Task prompt: Copy everything in the data below exactly except the pictures.

Data section:
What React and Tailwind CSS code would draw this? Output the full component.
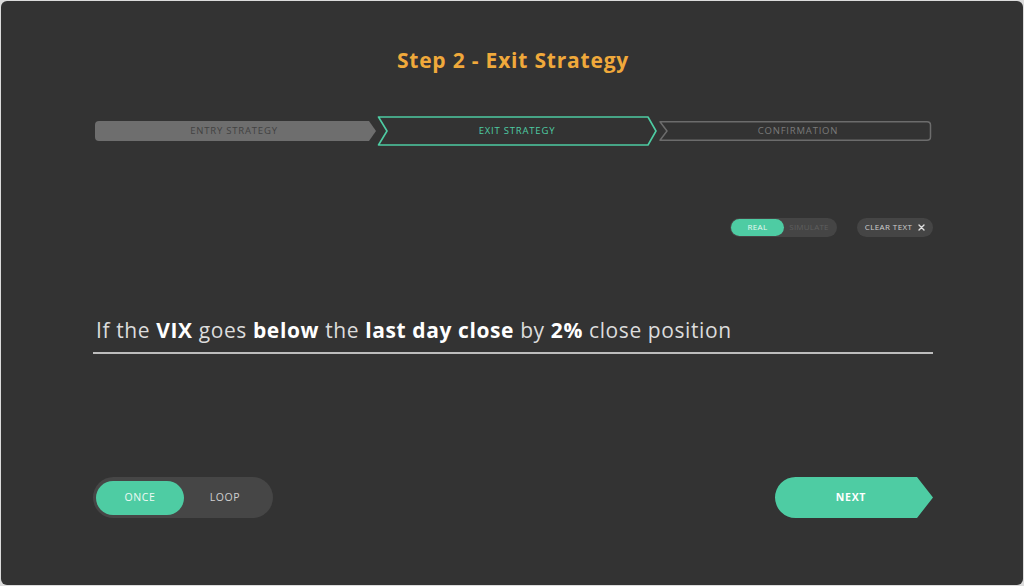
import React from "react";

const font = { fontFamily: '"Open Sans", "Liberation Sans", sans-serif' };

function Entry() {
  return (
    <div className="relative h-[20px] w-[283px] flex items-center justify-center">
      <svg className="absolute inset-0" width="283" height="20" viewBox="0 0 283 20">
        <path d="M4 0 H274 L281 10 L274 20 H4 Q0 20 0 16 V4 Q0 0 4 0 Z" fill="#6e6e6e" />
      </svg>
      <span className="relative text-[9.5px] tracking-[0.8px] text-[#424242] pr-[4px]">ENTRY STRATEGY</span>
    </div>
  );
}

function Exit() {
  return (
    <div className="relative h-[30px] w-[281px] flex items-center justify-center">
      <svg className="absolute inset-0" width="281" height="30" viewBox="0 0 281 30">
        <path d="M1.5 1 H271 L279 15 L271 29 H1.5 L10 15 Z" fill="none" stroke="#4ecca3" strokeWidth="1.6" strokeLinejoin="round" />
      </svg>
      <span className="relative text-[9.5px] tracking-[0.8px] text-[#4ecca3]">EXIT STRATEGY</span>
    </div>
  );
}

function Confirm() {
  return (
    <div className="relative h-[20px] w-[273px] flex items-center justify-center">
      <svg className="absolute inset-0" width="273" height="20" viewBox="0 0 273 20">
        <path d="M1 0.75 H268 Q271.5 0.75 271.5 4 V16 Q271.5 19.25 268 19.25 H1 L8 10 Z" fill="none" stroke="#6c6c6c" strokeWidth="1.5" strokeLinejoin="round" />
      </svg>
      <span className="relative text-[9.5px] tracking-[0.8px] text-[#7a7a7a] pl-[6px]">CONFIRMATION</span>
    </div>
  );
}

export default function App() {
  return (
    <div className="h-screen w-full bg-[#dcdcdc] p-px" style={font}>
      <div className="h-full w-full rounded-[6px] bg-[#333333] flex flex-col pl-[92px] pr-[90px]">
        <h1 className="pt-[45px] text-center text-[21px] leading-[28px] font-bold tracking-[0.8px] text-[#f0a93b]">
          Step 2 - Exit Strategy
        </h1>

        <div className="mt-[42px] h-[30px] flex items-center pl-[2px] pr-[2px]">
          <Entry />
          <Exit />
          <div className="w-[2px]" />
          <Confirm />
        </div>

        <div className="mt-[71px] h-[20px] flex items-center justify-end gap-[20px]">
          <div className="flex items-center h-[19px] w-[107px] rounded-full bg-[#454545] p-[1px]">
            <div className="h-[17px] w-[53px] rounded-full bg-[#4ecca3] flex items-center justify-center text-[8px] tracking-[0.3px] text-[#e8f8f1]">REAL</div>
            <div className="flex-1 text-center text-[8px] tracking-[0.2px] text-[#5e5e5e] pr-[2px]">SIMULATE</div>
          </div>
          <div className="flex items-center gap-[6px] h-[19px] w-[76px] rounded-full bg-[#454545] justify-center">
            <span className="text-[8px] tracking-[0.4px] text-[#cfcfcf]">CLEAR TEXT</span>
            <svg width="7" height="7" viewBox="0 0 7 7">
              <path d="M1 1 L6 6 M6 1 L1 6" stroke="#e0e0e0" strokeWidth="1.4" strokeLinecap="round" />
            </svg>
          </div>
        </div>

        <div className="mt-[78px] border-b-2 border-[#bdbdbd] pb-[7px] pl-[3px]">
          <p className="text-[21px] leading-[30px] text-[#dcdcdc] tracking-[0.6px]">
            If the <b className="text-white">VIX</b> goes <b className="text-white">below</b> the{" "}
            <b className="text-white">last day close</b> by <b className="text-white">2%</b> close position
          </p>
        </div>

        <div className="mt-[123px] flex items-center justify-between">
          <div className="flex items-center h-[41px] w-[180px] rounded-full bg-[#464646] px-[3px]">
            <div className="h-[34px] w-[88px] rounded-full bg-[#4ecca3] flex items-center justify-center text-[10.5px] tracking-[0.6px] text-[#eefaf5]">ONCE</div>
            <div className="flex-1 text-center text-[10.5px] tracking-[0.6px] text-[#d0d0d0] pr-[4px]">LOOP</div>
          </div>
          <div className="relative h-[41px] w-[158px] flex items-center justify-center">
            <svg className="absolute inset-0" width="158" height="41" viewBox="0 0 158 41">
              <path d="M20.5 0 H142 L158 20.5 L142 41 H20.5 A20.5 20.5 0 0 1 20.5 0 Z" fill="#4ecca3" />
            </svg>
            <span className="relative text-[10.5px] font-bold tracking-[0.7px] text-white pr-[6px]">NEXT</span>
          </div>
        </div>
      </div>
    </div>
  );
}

Result for this task:
What React and Tailwind CSS code would draw this? Output the full component.
import React from "react";

const font = { fontFamily: '"Open Sans", "Liberation Sans", sans-serif' };

function Entry() {
  return (
    <div className="relative h-[20px] w-[283px] flex items-center justify-center">
      <svg className="absolute inset-0" width="283" height="20" viewBox="0 0 283 20">
        <path d="M4 0 H274 L281 10 L274 20 H4 Q0 20 0 16 V4 Q0 0 4 0 Z" fill="#6e6e6e" />
      </svg>
      <span className="relative text-[9.5px] tracking-[0.8px] text-[#424242] pr-[4px]">ENTRY STRATEGY</span>
    </div>
  );
}

function Exit() {
  return (
    <div className="relative h-[30px] w-[281px] flex items-center justify-center">
      <svg className="absolute inset-0" width="281" height="30" viewBox="0 0 281 30">
        <path d="M1.5 1 H271 L279 15 L271 29 H1.5 L10 15 Z" fill="none" stroke="#4ecca3" strokeWidth="1.6" strokeLinejoin="round" />
      </svg>
      <span className="relative text-[9.5px] tracking-[0.8px] text-[#4ecca3]">EXIT STRATEGY</span>
    </div>
  );
}

function Confirm() {
  return (
    <div className="relative h-[20px] w-[273px] flex items-center justify-center">
      <svg className="absolute inset-0" width="273" height="20" viewBox="0 0 273 20">
        <path d="M1 0.75 H268 Q271.5 0.75 271.5 4 V16 Q271.5 19.25 268 19.25 H1 L8 10 Z" fill="none" stroke="#6c6c6c" strokeWidth="1.5" strokeLinejoin="round" />
      </svg>
      <span className="relative text-[9.5px] tracking-[0.8px] text-[#7a7a7a] pl-[6px]">CONFIRMATION</span>
    </div>
  );
}

export default function App() {
  return (
    <div className="h-screen w-full bg-[#dcdcdc] p-px" style={font}>
      <div className="h-full w-full rounded-[6px] bg-[#333333] flex flex-col pl-[92px] pr-[90px]">
        <h1 className="pt-[45px] text-center text-[21px] leading-[28px] font-bold tracking-[0.8px] text-[#f0a93b]">
          Step 2 - Exit Strategy
        </h1>

        <div className="mt-[42px] h-[30px] flex items-center pl-[2px] pr-[2px]">
          <Entry />
          <Exit />
          <div className="w-[2px]" />
          <Confirm />
        </div>

        <div className="mt-[71px] h-[20px] flex items-center justify-end gap-[20px]">
          <div className="flex items-center h-[19px] w-[107px] rounded-full bg-[#454545] p-[1px]">
            <div className="h-[17px] w-[53px] rounded-full bg-[#4ecca3] flex items-center justify-center text-[8px] tracking-[0.3px] text-[#e8f8f1]">REAL</div>
            <div className="flex-1 text-center text-[8px] tracking-[0.2px] text-[#5e5e5e] pr-[2px]">SIMULATE</div>
          </div>
          <div className="flex items-center gap-[6px] h-[19px] w-[76px] rounded-full bg-[#454545] justify-center">
            <span className="text-[8px] tracking-[0.4px] text-[#cfcfcf]">CLEAR TEXT</span>
            <svg width="7" height="7" viewBox="0 0 7 7">
              <path d="M1 1 L6 6 M6 1 L1 6" stroke="#e0e0e0" strokeWidth="1.4" strokeLinecap="round" />
            </svg>
          </div>
        </div>

        <div className="mt-[78px] border-b-2 border-[#bdbdbd] pb-[7px] pl-[3px]">
          <p className="text-[21px] leading-[30px] text-[#dcdcdc] tracking-[0.6px]">
            If the <b className="text-white">VIX</b> goes <b className="text-white">below</b> the{" "}
            <b className="text-white">last day close</b> by <b className="text-white">2%</b> close position
          </p>
        </div>

        <div className="mt-[123px] flex items-center justify-between">
          <div className="flex items-center h-[41px] w-[180px] rounded-full bg-[#464646] px-[3px]">
            <div className="h-[34px] w-[88px] rounded-full bg-[#4ecca3] flex items-center justify-center text-[10.5px] tracking-[0.6px] text-[#eefaf5]">ONCE</div>
            <div className="flex-1 text-center text-[10.5px] tracking-[0.6px] text-[#d0d0d0] pr-[4px]">LOOP</div>
          </div>
          <div className="relative h-[41px] w-[158px] flex items-center justify-center">
            <svg className="absolute inset-0" width="158" height="41" viewBox="0 0 158 41">
              <path d="M20.5 0 H142 L158 20.5 L142 41 H20.5 A20.5 20.5 0 0 1 20.5 0 Z" fill="#4ecca3" />
            </svg>
            <span className="relative text-[10.5px] font-bold tracking-[0.7px] text-white pr-[6px]">NEXT</span>
          </div>
        </div>
      </div>
    </div>
  );
}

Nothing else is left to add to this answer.